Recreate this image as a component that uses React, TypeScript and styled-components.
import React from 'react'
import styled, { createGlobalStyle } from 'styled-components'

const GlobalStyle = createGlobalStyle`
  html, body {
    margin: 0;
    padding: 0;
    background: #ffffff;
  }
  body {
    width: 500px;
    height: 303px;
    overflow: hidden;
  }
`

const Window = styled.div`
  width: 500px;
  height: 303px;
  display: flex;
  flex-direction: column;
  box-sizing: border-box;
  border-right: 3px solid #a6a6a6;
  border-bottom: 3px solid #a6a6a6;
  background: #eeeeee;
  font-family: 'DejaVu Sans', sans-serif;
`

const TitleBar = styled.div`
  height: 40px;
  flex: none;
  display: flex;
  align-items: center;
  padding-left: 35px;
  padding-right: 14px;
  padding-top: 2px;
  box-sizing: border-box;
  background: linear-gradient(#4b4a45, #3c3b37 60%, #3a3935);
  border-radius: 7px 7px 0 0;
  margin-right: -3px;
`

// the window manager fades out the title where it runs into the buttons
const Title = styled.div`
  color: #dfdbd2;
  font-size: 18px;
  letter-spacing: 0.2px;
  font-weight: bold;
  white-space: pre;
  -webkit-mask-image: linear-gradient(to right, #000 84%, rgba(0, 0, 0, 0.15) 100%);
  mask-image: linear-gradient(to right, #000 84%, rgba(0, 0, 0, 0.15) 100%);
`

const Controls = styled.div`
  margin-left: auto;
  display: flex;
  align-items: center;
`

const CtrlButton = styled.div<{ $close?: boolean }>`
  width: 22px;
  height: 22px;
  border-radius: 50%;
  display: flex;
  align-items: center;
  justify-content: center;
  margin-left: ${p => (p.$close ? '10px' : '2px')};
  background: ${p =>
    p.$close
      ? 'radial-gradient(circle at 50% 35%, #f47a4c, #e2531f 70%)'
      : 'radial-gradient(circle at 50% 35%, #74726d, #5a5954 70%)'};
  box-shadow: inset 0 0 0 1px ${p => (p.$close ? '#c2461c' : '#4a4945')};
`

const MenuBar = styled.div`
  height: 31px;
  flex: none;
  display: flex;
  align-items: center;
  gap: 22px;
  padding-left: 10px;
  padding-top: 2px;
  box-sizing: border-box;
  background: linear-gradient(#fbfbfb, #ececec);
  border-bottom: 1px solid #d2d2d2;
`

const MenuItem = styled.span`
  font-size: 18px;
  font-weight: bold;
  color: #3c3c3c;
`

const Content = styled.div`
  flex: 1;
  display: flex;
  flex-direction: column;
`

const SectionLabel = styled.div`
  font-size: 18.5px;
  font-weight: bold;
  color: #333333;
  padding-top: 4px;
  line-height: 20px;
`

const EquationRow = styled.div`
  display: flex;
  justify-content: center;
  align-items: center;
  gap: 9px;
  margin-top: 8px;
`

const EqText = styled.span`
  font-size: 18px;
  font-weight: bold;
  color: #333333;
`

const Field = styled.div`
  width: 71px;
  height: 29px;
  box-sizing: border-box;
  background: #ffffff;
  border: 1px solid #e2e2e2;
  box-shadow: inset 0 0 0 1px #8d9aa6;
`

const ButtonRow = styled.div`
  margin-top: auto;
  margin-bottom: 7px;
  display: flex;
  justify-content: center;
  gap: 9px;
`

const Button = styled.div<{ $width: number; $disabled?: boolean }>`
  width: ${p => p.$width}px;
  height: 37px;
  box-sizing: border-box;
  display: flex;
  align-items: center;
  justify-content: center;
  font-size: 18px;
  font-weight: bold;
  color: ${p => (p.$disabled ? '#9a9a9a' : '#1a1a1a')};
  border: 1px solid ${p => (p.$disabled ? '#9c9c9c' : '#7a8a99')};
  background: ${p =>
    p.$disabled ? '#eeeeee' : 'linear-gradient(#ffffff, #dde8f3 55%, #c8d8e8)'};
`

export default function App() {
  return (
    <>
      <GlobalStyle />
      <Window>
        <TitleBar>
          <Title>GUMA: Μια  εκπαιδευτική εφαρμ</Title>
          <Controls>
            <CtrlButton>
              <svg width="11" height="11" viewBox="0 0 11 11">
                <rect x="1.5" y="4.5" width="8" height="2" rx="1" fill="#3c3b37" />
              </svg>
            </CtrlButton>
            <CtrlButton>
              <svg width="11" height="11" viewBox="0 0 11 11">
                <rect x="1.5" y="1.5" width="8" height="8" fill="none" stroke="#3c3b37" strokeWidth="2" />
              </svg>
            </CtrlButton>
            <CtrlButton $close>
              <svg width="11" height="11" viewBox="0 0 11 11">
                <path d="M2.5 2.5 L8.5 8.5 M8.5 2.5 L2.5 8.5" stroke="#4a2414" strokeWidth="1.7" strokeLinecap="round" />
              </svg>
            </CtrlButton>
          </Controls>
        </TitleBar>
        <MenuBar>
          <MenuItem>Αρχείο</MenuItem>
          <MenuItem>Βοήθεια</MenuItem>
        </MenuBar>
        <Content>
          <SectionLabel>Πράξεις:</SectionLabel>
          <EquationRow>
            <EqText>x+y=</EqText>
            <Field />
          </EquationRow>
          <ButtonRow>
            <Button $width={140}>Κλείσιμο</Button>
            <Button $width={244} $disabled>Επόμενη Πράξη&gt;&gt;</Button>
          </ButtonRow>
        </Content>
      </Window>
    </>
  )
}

== Directive ==
Your task is to repeat the data exactly; please include every line.

== Answer to this task ==
Recreate this image as a component that uses React, TypeScript and styled-components.
import React from 'react'
import styled, { createGlobalStyle } from 'styled-components'

const GlobalStyle = createGlobalStyle`
  html, body {
    margin: 0;
    padding: 0;
    background: #ffffff;
  }
  body {
    width: 500px;
    height: 303px;
    overflow: hidden;
  }
`

const Window = styled.div`
  width: 500px;
  height: 303px;
  display: flex;
  flex-direction: column;
  box-sizing: border-box;
  border-right: 3px solid #a6a6a6;
  border-bottom: 3px solid #a6a6a6;
  background: #eeeeee;
  font-family: 'DejaVu Sans', sans-serif;
`

const TitleBar = styled.div`
  height: 40px;
  flex: none;
  display: flex;
  align-items: center;
  padding-left: 35px;
  padding-right: 14px;
  padding-top: 2px;
  box-sizing: border-box;
  background: linear-gradient(#4b4a45, #3c3b37 60%, #3a3935);
  border-radius: 7px 7px 0 0;
  margin-right: -3px;
`

// the window manager fades out the title where it runs into the buttons
const Title = styled.div`
  color: #dfdbd2;
  font-size: 18px;
  letter-spacing: 0.2px;
  font-weight: bold;
  white-space: pre;
  -webkit-mask-image: linear-gradient(to right, #000 84%, rgba(0, 0, 0, 0.15) 100%);
  mask-image: linear-gradient(to right, #000 84%, rgba(0, 0, 0, 0.15) 100%);
`

const Controls = styled.div`
  margin-left: auto;
  display: flex;
  align-items: center;
`

const CtrlButton = styled.div<{ $close?: boolean }>`
  width: 22px;
  height: 22px;
  border-radius: 50%;
  display: flex;
  align-items: center;
  justify-content: center;
  margin-left: ${p => (p.$close ? '10px' : '2px')};
  background: ${p =>
    p.$close
      ? 'radial-gradient(circle at 50% 35%, #f47a4c, #e2531f 70%)'
      : 'radial-gradient(circle at 50% 35%, #74726d, #5a5954 70%)'};
  box-shadow: inset 0 0 0 1px ${p => (p.$close ? '#c2461c' : '#4a4945')};
`

const MenuBar = styled.div`
  height: 31px;
  flex: none;
  display: flex;
  align-items: center;
  gap: 22px;
  padding-left: 10px;
  padding-top: 2px;
  box-sizing: border-box;
  background: linear-gradient(#fbfbfb, #ececec);
  border-bottom: 1px solid #d2d2d2;
`

const MenuItem = styled.span`
  font-size: 18px;
  font-weight: bold;
  color: #3c3c3c;
`

const Content = styled.div`
  flex: 1;
  display: flex;
  flex-direction: column;
`

const SectionLabel = styled.div`
  font-size: 18.5px;
  font-weight: bold;
  color: #333333;
  padding-top: 4px;
  line-height: 20px;
`

const EquationRow = styled.div`
  display: flex;
  justify-content: center;
  align-items: center;
  gap: 9px;
  margin-top: 8px;
`

const EqText = styled.span`
  font-size: 18px;
  font-weight: bold;
  color: #333333;
`

const Field = styled.div`
  width: 71px;
  height: 29px;
  box-sizing: border-box;
  background: #ffffff;
  border: 1px solid #e2e2e2;
  box-shadow: inset 0 0 0 1px #8d9aa6;
`

const ButtonRow = styled.div`
  margin-top: auto;
  margin-bottom: 7px;
  display: flex;
  justify-content: center;
  gap: 9px;
`

const Button = styled.div<{ $width: number; $disabled?: boolean }>`
  width: ${p => p.$width}px;
  height: 37px;
  box-sizing: border-box;
  display: flex;
  align-items: center;
  justify-content: center;
  font-size: 18px;
  font-weight: bold;
  color: ${p => (p.$disabled ? '#9a9a9a' : '#1a1a1a')};
  border: 1px solid ${p => (p.$disabled ? '#9c9c9c' : '#7a8a99')};
  background: ${p =>
    p.$disabled ? '#eeeeee' : 'linear-gradient(#ffffff, #dde8f3 55%, #c8d8e8)'};
`

export default function App() {
  return (
    <>
      <GlobalStyle />
      <Window>
        <TitleBar>
          <Title>GUMA: Μια  εκπαιδευτική εφαρμ</Title>
          <Controls>
            <CtrlButton>
              <svg width="11" height="11" viewBox="0 0 11 11">
                <rect x="1.5" y="4.5" width="8" height="2" rx="1" fill="#3c3b37" />
              </svg>
            </CtrlButton>
            <CtrlButton>
              <svg width="11" height="11" viewBox="0 0 11 11">
                <rect x="1.5" y="1.5" width="8" height="8" fill="none" stroke="#3c3b37" strokeWidth="2" />
              </svg>
            </CtrlButton>
            <CtrlButton $close>
              <svg width="11" height="11" viewBox="0 0 11 11">
                <path d="M2.5 2.5 L8.5 8.5 M8.5 2.5 L2.5 8.5" stroke="#4a2414" strokeWidth="1.7" strokeLinecap="round" />
              </svg>
            </CtrlButton>
          </Controls>
        </TitleBar>
        <MenuBar>
          <MenuItem>Αρχείο</MenuItem>
          <MenuItem>Βοήθεια</MenuItem>
        </MenuBar>
        <Content>
          <SectionLabel>Πράξεις:</SectionLabel>
          <EquationRow>
            <EqText>x+y=</EqText>
            <Field />
          </EquationRow>
          <ButtonRow>
            <Button $width={140}>Κλείσιμο</Button>
            <Button $width={244} $disabled>Επόμενη Πράξη&gt;&gt;</Button>
          </ButtonRow>
        </Content>
      </Window>
    </>
  )
}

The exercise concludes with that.